Deputy City Manager Dan Buckley told the City Council the Pelican Island Bridge project is progressing with environmental clearance and design work by TxDOT; local funding arrangements and right‑of‑way negotiations with Texas A&M and the Port of Galveston remain active.

Deputy City Manager Dan Buckley told the City of Galveston City Council on April 24 that the Texas Department of Transportation is advancing environmental clearance, detailed design and permitting for the Pelican Island Bridge project. "TxDOT continues to advance their efforts toward environmental clearance, detailed design, and, environmental construction permits," Buckley said during the workshop update.

The update outlined ongoing local coordination among the city, Galveston County, the Port of Galveston and other stakeholders. Buckley said the city is working on local agreements for right‑of‑way and funding with other local participants and that the county needs the city’s approval before placing the matter on the commissioners court agenda. "The county is on the agenda today. The county needs the city to approve it first, and then they'll put it on the next commissioner's court meeting," Buckley said.

Buckley described discussions with Texas A&M about conveying a portion of the existing Seawolf Parkway right‑of‑way: Texas A&M will buy the roadway in advance and an agreement is under negotiation about maintenance responsibilities and access for the city. He said the city would maintain the roadway until project completion and that the parties are negotiating language about long‑term maintenance and responsibilities.

Council members and staff discussed the project’s classification as an on‑system versus off‑system bridge — a designation that affects funding and which TxDOT funding streams pay for construction and future maintenance. Council member discussion emphasized the potential to make the bridge an on‑system project by locating its start at Highway 275 (a state highway) rather than at Port Industrial; such a designation could change which state funding and maintenance programs apply. Buckley and council members also described an MPO working group and continuing negotiations with the Port of Galveston and Port of Houston over technical and legal comments.

Councilmembers asked for more concrete milestone dates. Buckley said he receives schedule updates from TxDOT and offered to provide the council with TxDOT’s schedule and milestone updates at future meetings. "I get updates from TxDOT before I come each meeting," he said.

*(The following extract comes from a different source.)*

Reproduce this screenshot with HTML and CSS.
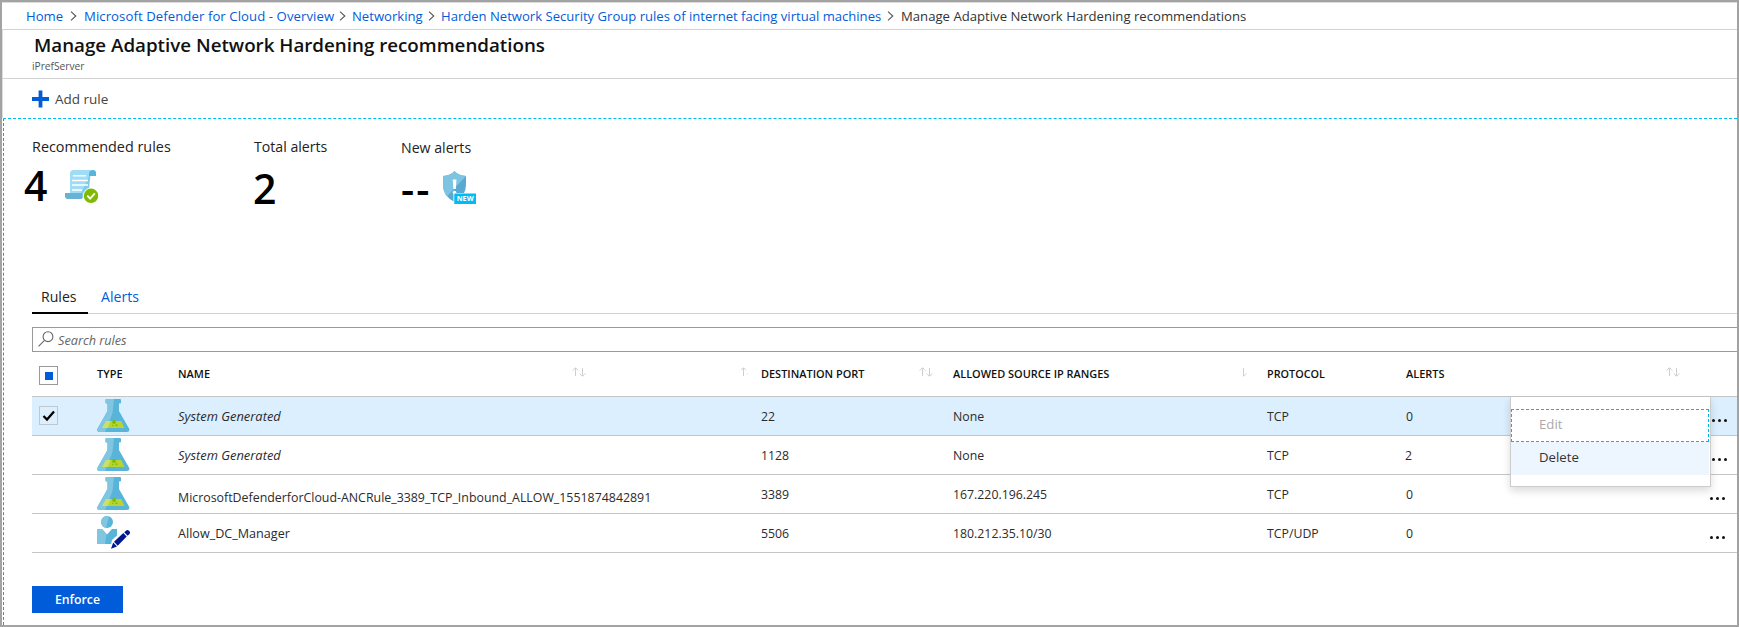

No formal action or vote was taken at the workshop. Councilmembers indicated they expect continued interagency negotiations and that local funding commitments and right‑of‑way agreements will be required before final execution of certain contracts.

The city will continue providing updates to the council as agreements with TxDOT, the MPO, Texas A&M and port entities evolve; councilmembers asked staff to bring milestone dates and schedule updates to future meetings so the public and council can track major decision points and funding commitments.